Interestingly both the HL2 and the RadioBerry power amp have pull down resistors on SOME of the signals - but on others they're installed but labelled DNI which means they are not present.
2. Similar problems could be occurring during PTT and the same behavior needs to be captured and analyzed for any possible timing glitches.
3. The bias circuitry seems to be broken and cannot be written. Writes to store the bias values silently fail - unless you manually load the driver and watch for messages when Quisk and other programs run. Sadly, the driver reports data about what is written when it SUCCEEDS, but not when it FAILS - which is what we need to know. It will take patching the driver to find out what's going on.
In any case, the bias is always completely wrong and possibly undefined except briefly during the calibration process in quisk and sparkSDR. On my board, the rest of the time one pot is defaults nearly to 0 and the other appears to be set to a different value than when Quisk has just set the bias!
The power amplifier is capable of being biased to draw more current than the switching regulator is designed to handle. If it is ever this state before the regulator is turned on, the regulator might be driving a load that's destructive to it - the data sheet has several fixes for other ways this can occur, but none of them would help this scenario.
Unfortunately, it's very hard to monitor this behavior without modifying the programs to provide better trace information. That's doable, but all this takes time.
4. There could be problems related to layout of the regulator. That's REALLY hard to troubleshoot, as scoping various points usually disturbs things enough to provide false information.
All these are hypothetical and none of them may be occurring or causing the problem - but it this point I can't see any way to proceed except to eliminate them systematically.
This may take a while...
Furthermore, I'm not convinced this board deserves high priority! I'm pretty happing running 3 Radioberry based radios here using other power amp designs that are more straightforward! I'm still curious about the problem because i've invested a lot of time and effort into one of these boards because I needed it to test compatibility with my own LPF filter board before I publish the design. So far the LPF board works flawlessly, with the preamp, but the preamp's problems have been a major distraction!
To summarize:
I'm pretty sure component choices are NOT the problem as the schematic and BOM is IDENTICAL the HL2 and it does NOT have this problem. The inductor is exactly the same part as in the HL2.
We need to capture the startup of the board and analyze where that could go wrong.
We need to do the same with the T/R switchover sequences for all modes that might cause problems.
We need to find out what is wrong with the bias circuit as this is CLEARLY not working as intended and this might have side effects.

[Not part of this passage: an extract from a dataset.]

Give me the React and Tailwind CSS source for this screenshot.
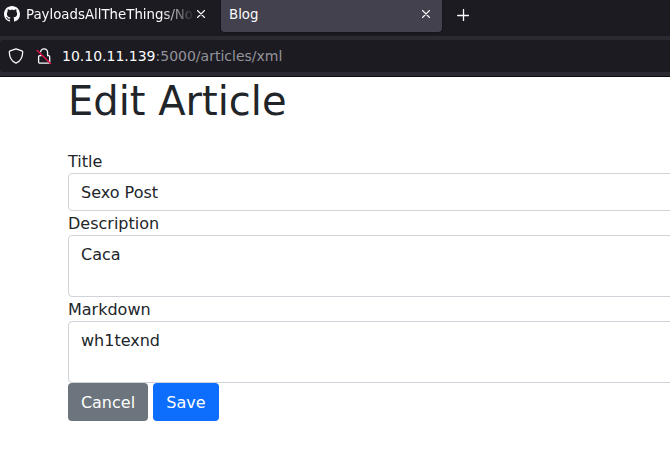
import React from "react";

function GitHubMark() {
  return (
    <svg width="16" height="16" viewBox="0 0 16 16" fill="#fbfbfe" className="shrink-0">
      <path d="M8 0C3.58 0 0 3.58 0 8c0 3.54 2.29 6.53 5.47 7.59.4.07.55-.17.55-.38 0-.19-.01-.82-.01-1.49-2.01.37-2.53-.49-2.69-.94-.09-.23-.48-.94-.82-1.13-.28-.15-.68-.52-.01-.53.63-.01 1.08.58 1.23.82.72 1.21 1.87.87 2.33.66.07-.52.28-.87.51-1.07-1.78-.2-3.64-.89-3.64-3.95 0-.87.31-1.59.82-2.15-.08-.2-.36-1.02.08-2.12 0 0 .67-.21 2.2.82.64-.18 1.32-.27 2-.27s1.36.09 2 .27c1.53-1.04 2.2-.82 2.2-.82.44 1.1.16 1.92.08 2.12.51.56.82 1.27.82 2.15 0 3.07-1.87 3.75-3.65 3.95.29.25.54.73.54 1.48 0 1.07-.01 1.93-.01 2.2 0 .21.15.46.55.38A8.01 8.01 0 0 0 16 8c0-4.42-3.58-8-8-8z" />
    </svg>
  );
}

function CloseIcon() {
  return (
    <svg width="8" height="8" viewBox="0 0 8 8" fill="none" stroke="#fbfbfe" strokeWidth="1.1" strokeLinecap="round" className="shrink-0">
      <path d="M.5.5l7 7M7.5.5l-7 7" />
    </svg>
  );
}

function ShieldIcon() {
  return (
    <svg width="16" height="16" viewBox="0 0 16 16" fill="none" stroke="#fbfbfe" strokeWidth="1.3" strokeLinejoin="round" className="shrink-0">
      <path d="M8 .8L13.9 2.9C14.4 3.1 14.7 3.5 14.7 4C14.6 9 12.6 13.2 8 15.2C3.4 13.2 1.4 9 1.3 4C1.3 3.5 1.6 3.1 2.1 2.9Z" />
    </svg>
  );
}

function InsecureLockIcon() {
  return (
    <svg width="16" height="16" viewBox="0 0 16 16" fill="none" className="shrink-0">
      <path d="M4.6 4.2a3.5 3.5 0 0 1 7 .2v3.2h.9a1.2 1.2 0 0 1 1.2 1.2v5.1a1.2 1.2 0 0 1-1.2 1.2H3.8a1.2 1.2 0 0 1-1.2-1.2V8.8a1.2 1.2 0 0 1 1.2-1.2h1.8" stroke="#fbfbfe" strokeWidth="1.3" />
      <path d="M1.3 2.5L14.5 15.5" stroke="#e2144c" strokeWidth="1.5" strokeLinecap="round" />
    </svg>
  );
}

function TabStrip() {
  return (
    <div className="flex h-9 items-start bg-[#1c1b22] text-[13.33px] text-[#fbfbfe]">
      <div className="flex h-7 w-[221px] items-center pl-1">
        <GitHubMark />
        <span className="ml-1.5 w-[167px] overflow-hidden pt-0.5 whitespace-nowrap [mask-image:linear-gradient(to_right,black_135px,transparent_169px)]">
          PayloadsAllTheThings/NoS
        </span>
        <span className="ml-1">
          <CloseIcon />
        </span>
      </div>
      <div className="flex h-8 w-[221px] items-center justify-between rounded-b bg-[#42414d] pr-3 pb-1 pl-2 shadow-[0_0_3px_rgba(0,0,0,0.5)]">
        <span className="pt-0.5">Blog</span>
        <CloseIcon />
      </div>
      <svg width="12" height="12" viewBox="0 0 12 12" fill="none" stroke="#fbfbfe" strokeWidth="1.3" strokeLinecap="round" className="mt-[9px] ml-[15px]">
        <path d="M6.5.6v11.2M.7 6.5h11" />
      </svg>
    </div>
  );
}

function AddressBar() {
  return (
    <div className="h-[41px] border-b border-[#0c0c0d] bg-[#2b2a33] py-1 text-[14px]">
      <div className="flex h-8 items-center rounded-l bg-[#1c1b22] pl-2">
        <ShieldIcon />
        <span className="ml-3">
          <InsecureLockIcon />
        </span>
        <span className="ml-[10px] text-[#94939b]">
          <span className="text-[#fbfbfe]">10.10.11.139</span>:5000/articles/xml
        </span>
      </div>
    </div>
  );
}

const labelClass = "block h-6 leading-[26px]";
const fieldClass =
  "block w-full resize-none rounded border border-[#ced4da] bg-white px-3 pt-[7px] pb-[5px] text-base leading-6 text-[#212529] outline-none";

export default function App() {
  return (
    <div className="h-[460px] w-[670px] overflow-hidden bg-white font-['DejaVu_Sans',sans-serif]">
      <header className="leading-5">
        <TabStrip />
        <AddressBar />
      </header>
      <main className="ml-[68px] w-[700px] text-base text-[#212529]">
        <h1 className="mb-6 text-[40px] leading-[48px]">Edit Article</h1>
        <form>
          <label htmlFor="title" className={labelClass}>Title</label>
          <input id="title" defaultValue="Sexo Post" className={fieldClass} />
          <label htmlFor="description" className={labelClass}>Description</label>
          <textarea id="description" defaultValue="Caca" className={`${fieldClass} h-[62px]`} />
          <label htmlFor="markdown" className={labelClass}>Markdown</label>
          <textarea id="markdown" defaultValue="wh1texnd" className={`${fieldClass} h-[62px]`} />
          <div className="flex gap-[5px]">
            <button type="button" className="h-[38px] w-20 rounded bg-[#6c757d] pt-0.5 leading-6 text-white">Cancel</button>
            <button type="button" className="h-[38px] w-[66px] rounded bg-[#0d6efd] pt-0.5 leading-6 text-white">Save</button>
          </div>
        </form>
      </main>
    </div>
  );
}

At some point it may be constructive to compare all the above behavior on an HL2 - but I'm reluctant to do that as I'm having too much fun using it and would hate to tear it apart to start using it as a reference board - it would mean leaving it unusable until I find the problem with the preamp board.
I'll keep working on it, but it may take a while. I came back here to this old thread to see if anyone had any other ideas of where to look, and I'd still love to hear any!
In the meantime, the best thing is to run the board from a well regulated 12V supply. Fortunately it's easy to get USBC PD battery packs and wall warts to do this reliably.
Hope you or someone else reading this can help by analyzing the problem or even running some tests of their own.